Mimicking the way in which a dog reacts to a puppy bite can be an effective way of solving this behavioral issue. Also, substitution and redirection work, provided that you maintain consistency in training, tone, and patience. Help your puppy learn the right way to play, and you’ll have a best friend for life!
An object for redirection of your puppy’s attention can be helpful for some of these training sessions, so have a puppy-appropriate toy with you. Otherwise, the essential quality to have before you start is the right mindset. Remember you are working with a very young dog so have patience as it may take your puppy some time before he gets it right
Keep training sessions short to avoid frustration for you and boredom for your puppy. Stay consistent and upbeat, and your puppy will learn that doing what you ask is fun and rewarding.
The Yelp Method
Wait for the latch on
When your puppy engages in play with you, wait until he latches on too hard to your fingers or hand.
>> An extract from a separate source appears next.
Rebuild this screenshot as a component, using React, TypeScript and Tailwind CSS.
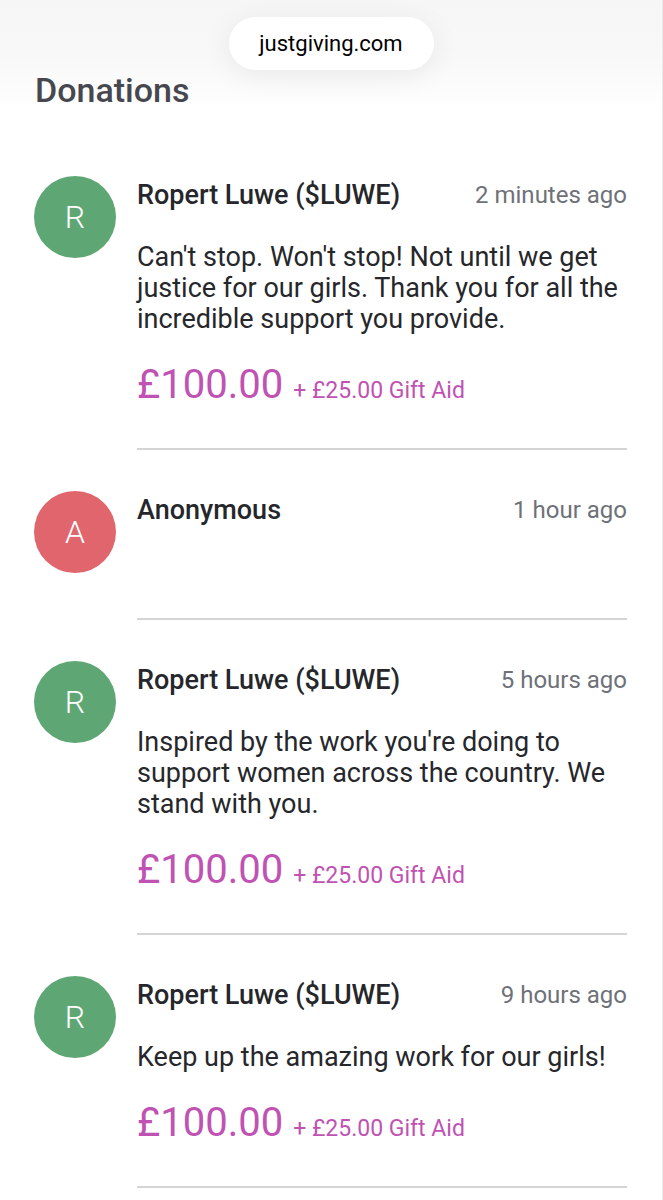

Do not pull your hand away; your puppy might interpret that as you engaging in a game of chase.
As soon as your puppy bites down too hard, let your hand go limp.
Give a "yelp"
Mimic a puppy's "yelp" or say "ow!" at a high pitch. Your puppy will understand the yelp to be a sign that he hurt you by playing too hard.
Repeat steps 1 - 3 no more than three times in fifteen minutes. After that point, take a break.
Train for more moderate bites
Once your puppy has the hard bite message down, follow these steps again for moderate bites, and then eventually for any time your puppy puts his teeth on you. He will learn that mouthing is fine, but teeth are not ever allowed.
The Game Over Method
Engage in play
Begin playing with your pup.
Wait for the teeth
Wait for your puppy to mouth or bite your fingers or hand.
Immediately stop engaging in play with the puppy.
Disengage from your pup
Stand up and either turn around or put your hands in your pockets or armpits. This action lets your puppy know that teeth mean "game over" for playtime.
Repeat this training process regularly and consistently in short sessions until your puppy no longer uses his mouth or teeth during play.
The Substitute Method
Begin playing with your puppy
Start playing with your pup until you feel his mouth or teeth on your hand.
Distract your pup
Distract your dog momentarily by bringing a puppy toy into the mix.
Use the toy as an alternate
Replace your hand with the puppy-proofed chew toy. With practice, your puppy will learn that the toy can be chewed on, but not your hand.
End the session if teeth appear
If your puppy goes back to biting and chewing on you, end the play session. Take a break and try again in a little while.
Repeat the process
Repeat steps 1 - 4 in short sessions until your puppy recognizes that your hand is off limits, but his chewing can be satisfied with the right toy.